Given task — Could you write out the records below exactly as they appear, leaving out any pictures?

[Front-end source files]
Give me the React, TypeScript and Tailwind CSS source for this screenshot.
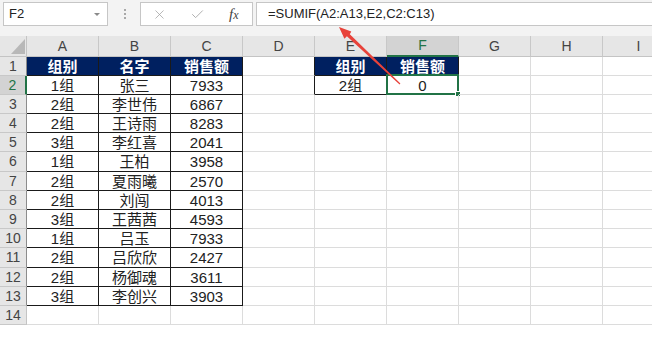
import { X, Check } from 'lucide-react'

const COLS = ['A', 'B', 'C', 'D', 'E', 'F', 'G', 'H', 'I']
const ROWS = Array.from({ length: 14 }, (_, i) => i + 1)

const data: Record<string, string> = {
  A1: '组别', B1: '名字', C1: '销售额', E1: '组别', F1: '销售额',
  E2: '2组', F2: '0',
}

const rows: [string, string, string][] = [
  ['1组', '张三', '7933'],
  ['2组', '李世伟', '6867'],
  ['2组', '王诗雨', '8283'],
  ['3组', '李红喜', '2041'],
  ['1组', '王柏', '3958'],
  ['2组', '夏雨曦', '2570'],
  ['2组', '刘闯', '4013'],
  ['3组', '王茜茜', '4593'],
  ['1组', '吕玉', '7933'],
  ['2组', '吕欣欣', '2427'],
  ['2组', '杨御魂', '3611'],
  ['3组', '李创兴', '3903'],
]
rows.forEach(([g, n, s], i) => {
  data[`A${i + 2}`] = g
  data[`B${i + 2}`] = n
  data[`C${i + 2}`] = s
})

// a couple of rows are a pixel taller, like the zoomed sheet
const tall = (r: number) => r === 6 || r === 11

function inTable(c: number, r: number) {
  if (c >= 0 && c <= 2 && r >= 1 && r <= 13) return true
  if (c >= 4 && c <= 5 && r >= 1 && r <= 2) return true
  return false
}

function Cell({ c, r }: { c: number; r: number }) {
  const key = `${COLS[c]}${r}`
  const text = data[key]
  const header = r === 1 && inTable(c, r)
  const right = inTable(c, r) || inTable(c + 1, r) ? 'border-r-[#1a1a1a]' : 'border-r-[#dcdcdc]'
  const bottom = inTable(c, r) || inTable(c, r + 1) ? 'border-b-[#1a1a1a]' : 'border-b-[#dcdcdc]'
  const selected = key === 'F2'
  return (
    <div
      className={`relative flex w-[72px] shrink-0 items-center justify-center border-r border-b text-[15px] leading-none ${
        tall(r) ? 'h-[20px]' : 'h-[19px]'
      } ${right} ${bottom} ${header ? 'bg-[#002060] font-bold text-white' : 'text-[#222]'}`}
    >
      {text}
      {selected && (
        <div className="absolute -top-[2px] -left-[1px] h-[21px] w-[73px] border-2 border-[#217346]">
          <div className="absolute -right-[4px] -bottom-[4px] h-[6px] w-[6px] border border-white bg-[#217346]" />
        </div>
      )}
    </div>
  )
}

export default function App() {
  return (
    <div className="relative h-[343px] w-[652px] overflow-hidden bg-white font-['Liberation_Sans','Noto_Sans_CJK_SC',sans-serif]">
      {/* formula bar */}
      <div className="flex h-[36px] items-start bg-[#f3f3f3] pt-[2px]">
        <div className="ml-[3px] flex h-[24px] w-[105px] items-center justify-between border border-[#c6c6c6] bg-white pr-[7px] pl-[5px] text-[13px] text-[#222]">
          <span>F2</span>
          <span className="h-0 w-0 border-x-[3px] border-t-[3px] border-x-transparent border-t-[#8a8a8a]" />
        </div>
        <div className="flex h-[24px] w-[32px] flex-col items-center justify-center gap-[2px] pl-[1px]">
          <span className="h-[2px] w-[2px] bg-[#a8a8a8]" />
          <span className="h-[2px] w-[2px] bg-[#a8a8a8]" />
          <span className="h-[2px] w-[2px] bg-[#a8a8a8]" />
        </div>
        <div className="flex h-[24px] w-[113px] items-center border border-[#c6c6c6] bg-white">
          <X size={15} strokeWidth={1.2} className="ml-[11px] text-[#a0a0a0]" />
          <Check size={15} strokeWidth={1.6} className="ml-[23px] text-[#b0b0b0]" />
          <span className="ml-[24px] font-['Liberation_Serif',serif] text-[15px] text-[#444] italic">
            f<span className="text-[12px]">x</span>
          </span>
        </div>
        <div className="ml-[3px] flex h-[24px] flex-1 items-center border border-r-0 border-[#c6c6c6] bg-white pl-[11px] text-[13px] text-[#222]">
          =SUMIF(A2:A13,E2,C2:C13)
        </div>
      </div>

      {/* column headers */}
      <div className="flex h-[21px] bg-[#e6e6e6]">
        <div className="relative w-[27px] shrink-0 border-r border-b border-[#c4c4c4]">
          <svg className="absolute top-[3px] left-[11px]" width="14" height="15" viewBox="0 0 14 15">
            <polygon points="14,0 14,15 0,15" fill="#b8b8b8" />
          </svg>
        </div>
        {COLS.map((col) => (
          <div
            key={col}
            className={`flex w-[72px] shrink-0 items-center justify-center border-r border-[#c8c8c8] text-[14px] ${
              col === 'F'
                ? 'border-b-2 border-b-[#217346] bg-[#d3d3d3] text-[#217346]'
                : 'border-b border-b-[#c4c4c4] text-[#444]'
            }`}
          >
            {col}
          </div>
        ))}
      </div>

      {/* rows */}
      {ROWS.map((r) => (
        <div key={r} className="flex">
          <div
            className={`flex w-[27px] shrink-0 items-center justify-center border-b border-[#c8c8c8] text-[14px] ${
              tall(r) ? 'h-[20px]' : 'h-[19px]'
            } ${
              r === 2
                ? 'border-r-2 border-r-[#217346] bg-[#d3d3d3] text-[#217346]'
                : `border-r bg-[#e6e6e6] text-[#444] ${r <= 13 ? 'border-r-[#8c8c8c]' : 'border-r-[#c4c4c4]'}`
            }`}
          >
            {r}
          </div>
          {COLS.map((_, c) => (
            <Cell key={c} c={c} r={r} />
          ))}
        </div>
      ))}

      {/* red arrow annotation */}
      <svg className="pointer-events-none absolute top-0 left-0" width="652" height="343">
        <polygon
          points="400.4,83.6 349.8,34.3 351.3,31.6 339,27 344.4,38.8 346.9,36.3 399.6,84.4"
          fill="#e8423a"
        />
      </svg>
    </div>
  )
}
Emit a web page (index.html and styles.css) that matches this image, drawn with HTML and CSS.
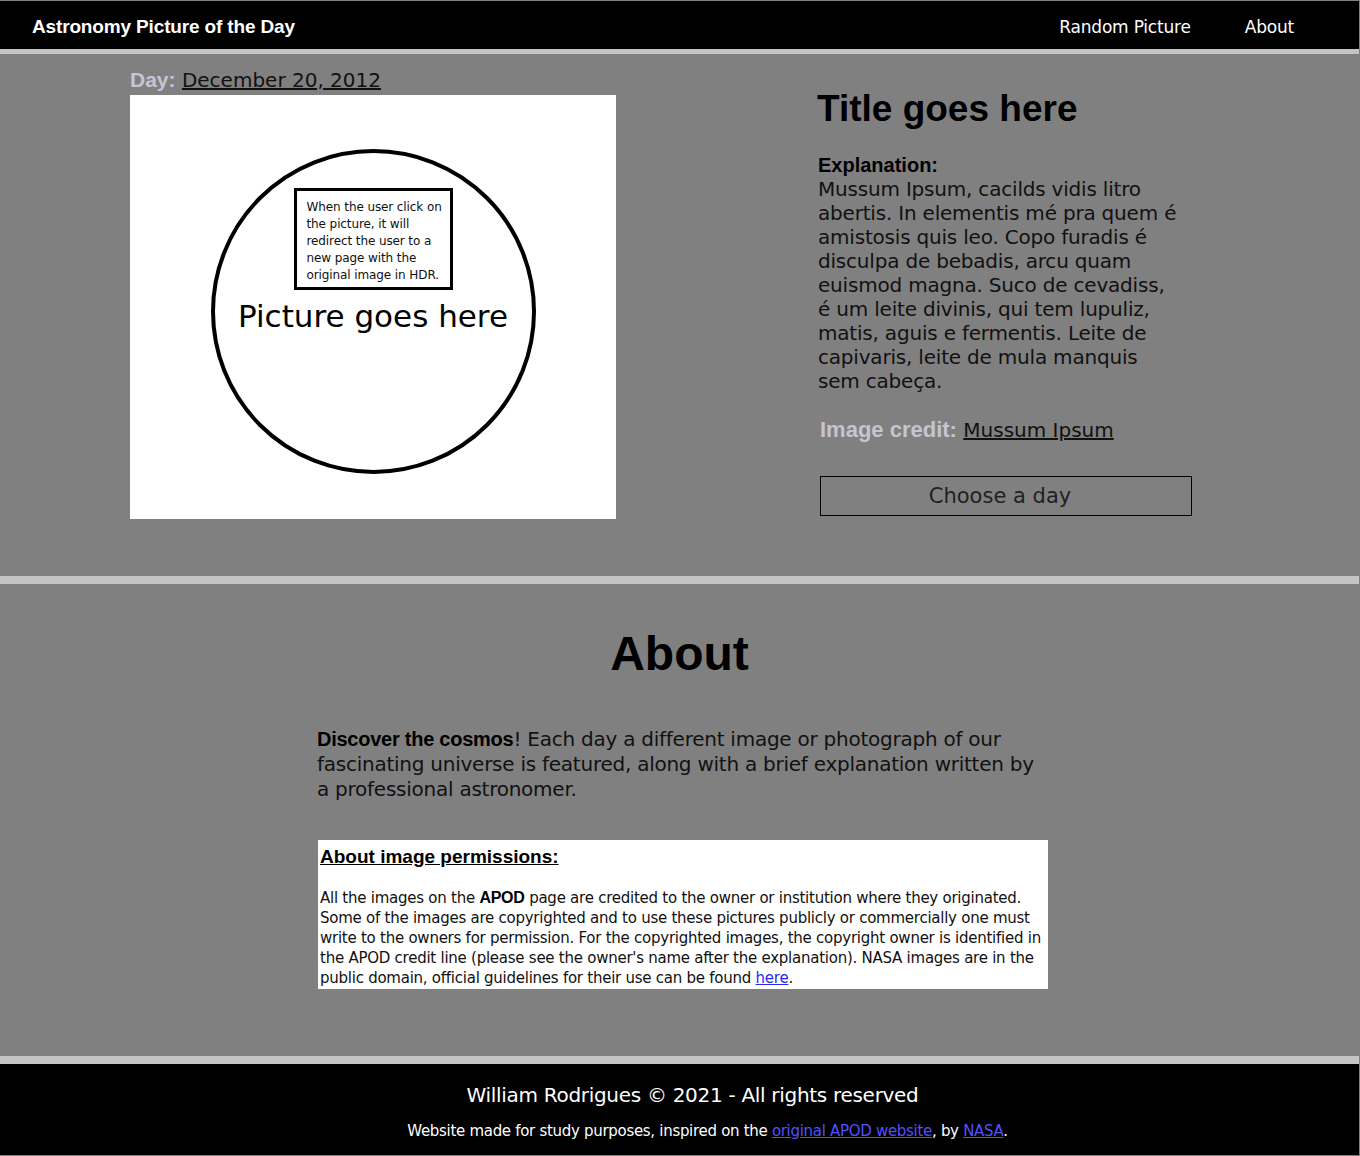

Written reply —
Give me the React, TypeScript and Tailwind CSS source for this screenshot.
import { X, Check } from 'lucide-react'

const COLS = ['A', 'B', 'C', 'D', 'E', 'F', 'G', 'H', 'I']
const ROWS = Array.from({ length: 14 }, (_, i) => i + 1)

const data: Record<string, string> = {
  A1: '组别', B1: '名字', C1: '销售额', E1: '组别', F1: '销售额',
  E2: '2组', F2: '0',
}

const rows: [string, string, string][] = [
  ['1组', '张三', '7933'],
  ['2组', '李世伟', '6867'],
  ['2组', '王诗雨', '8283'],
  ['3组', '李红喜', '2041'],
  ['1组', '王柏', '3958'],
  ['2组', '夏雨曦', '2570'],
  ['2组', '刘闯', '4013'],
  ['3组', '王茜茜', '4593'],
  ['1组', '吕玉', '7933'],
  ['2组', '吕欣欣', '2427'],
  ['2组', '杨御魂', '3611'],
  ['3组', '李创兴', '3903'],
]
rows.forEach(([g, n, s], i) => {
  data[`A${i + 2}`] = g
  data[`B${i + 2}`] = n
  data[`C${i + 2}`] = s
})

// a couple of rows are a pixel taller, like the zoomed sheet
const tall = (r: number) => r === 6 || r === 11

function inTable(c: number, r: number) {
  if (c >= 0 && c <= 2 && r >= 1 && r <= 13) return true
  if (c >= 4 && c <= 5 && r >= 1 && r <= 2) return true
  return false
}

function Cell({ c, r }: { c: number; r: number }) {
  const key = `${COLS[c]}${r}`
  const text = data[key]
  const header = r === 1 && inTable(c, r)
  const right = inTable(c, r) || inTable(c + 1, r) ? 'border-r-[#1a1a1a]' : 'border-r-[#dcdcdc]'
  const bottom = inTable(c, r) || inTable(c, r + 1) ? 'border-b-[#1a1a1a]' : 'border-b-[#dcdcdc]'
  const selected = key === 'F2'
  return (
    <div
      className={`relative flex w-[72px] shrink-0 items-center justify-center border-r border-b text-[15px] leading-none ${
        tall(r) ? 'h-[20px]' : 'h-[19px]'
      } ${right} ${bottom} ${header ? 'bg-[#002060] font-bold text-white' : 'text-[#222]'}`}
    >
      {text}
      {selected && (
        <div className="absolute -top-[2px] -left-[1px] h-[21px] w-[73px] border-2 border-[#217346]">
          <div className="absolute -right-[4px] -bottom-[4px] h-[6px] w-[6px] border border-white bg-[#217346]" />
        </div>
      )}
    </div>
  )
}

export default function App() {
  return (
    <div className="relative h-[343px] w-[652px] overflow-hidden bg-white font-['Liberation_Sans','Noto_Sans_CJK_SC',sans-serif]">
      {/* formula bar */}
      <div className="flex h-[36px] items-start bg-[#f3f3f3] pt-[2px]">
        <div className="ml-[3px] flex h-[24px] w-[105px] items-center justify-between border border-[#c6c6c6] bg-white pr-[7px] pl-[5px] text-[13px] text-[#222]">
          <span>F2</span>
          <span className="h-0 w-0 border-x-[3px] border-t-[3px] border-x-transparent border-t-[#8a8a8a]" />
        </div>
        <div className="flex h-[24px] w-[32px] flex-col items-center justify-center gap-[2px] pl-[1px]">
          <span className="h-[2px] w-[2px] bg-[#a8a8a8]" />
          <span className="h-[2px] w-[2px] bg-[#a8a8a8]" />
          <span className="h-[2px] w-[2px] bg-[#a8a8a8]" />
        </div>
        <div className="flex h-[24px] w-[113px] items-center border border-[#c6c6c6] bg-white">
          <X size={15} strokeWidth={1.2} className="ml-[11px] text-[#a0a0a0]" />
          <Check size={15} strokeWidth={1.6} className="ml-[23px] text-[#b0b0b0]" />
          <span className="ml-[24px] font-['Liberation_Serif',serif] text-[15px] text-[#444] italic">
            f<span className="text-[12px]">x</span>
          </span>
        </div>
        <div className="ml-[3px] flex h-[24px] flex-1 items-center border border-r-0 border-[#c6c6c6] bg-white pl-[11px] text-[13px] text-[#222]">
          =SUMIF(A2:A13,E2,C2:C13)
        </div>
      </div>

      {/* column headers */}
      <div className="flex h-[21px] bg-[#e6e6e6]">
        <div className="relative w-[27px] shrink-0 border-r border-b border-[#c4c4c4]">
          <svg className="absolute top-[3px] left-[11px]" width="14" height="15" viewBox="0 0 14 15">
            <polygon points="14,0 14,15 0,15" fill="#b8b8b8" />
          </svg>
        </div>
        {COLS.map((col) => (
          <div
            key={col}
            className={`flex w-[72px] shrink-0 items-center justify-center border-r border-[#c8c8c8] text-[14px] ${
              col === 'F'
                ? 'border-b-2 border-b-[#217346] bg-[#d3d3d3] text-[#217346]'
                : 'border-b border-b-[#c4c4c4] text-[#444]'
            }`}
          >
            {col}
          </div>
        ))}
      </div>

      {/* rows */}
      {ROWS.map((r) => (
        <div key={r} className="flex">
          <div
            className={`flex w-[27px] shrink-0 items-center justify-center border-b border-[#c8c8c8] text-[14px] ${
              tall(r) ? 'h-[20px]' : 'h-[19px]'
            } ${
              r === 2
                ? 'border-r-2 border-r-[#217346] bg-[#d3d3d3] text-[#217346]'
                : `border-r bg-[#e6e6e6] text-[#444] ${r <= 13 ? 'border-r-[#8c8c8c]' : 'border-r-[#c4c4c4]'}`
            }`}
          >
            {r}
          </div>
          {COLS.map((_, c) => (
            <Cell key={c} c={c} r={r} />
          ))}
        </div>
      ))}

      {/* red arrow annotation */}
      <svg className="pointer-events-none absolute top-0 left-0" width="652" height="343">
        <polygon
          points="400.4,83.6 349.8,34.3 351.3,31.6 339,27 344.4,38.8 346.9,36.3 399.6,84.4"
          fill="#e8423a"
        />
      </svg>
    </div>
  )
}
Emit a web page (index.html and styles.css) that matches this image, drawn with HTML and CSS.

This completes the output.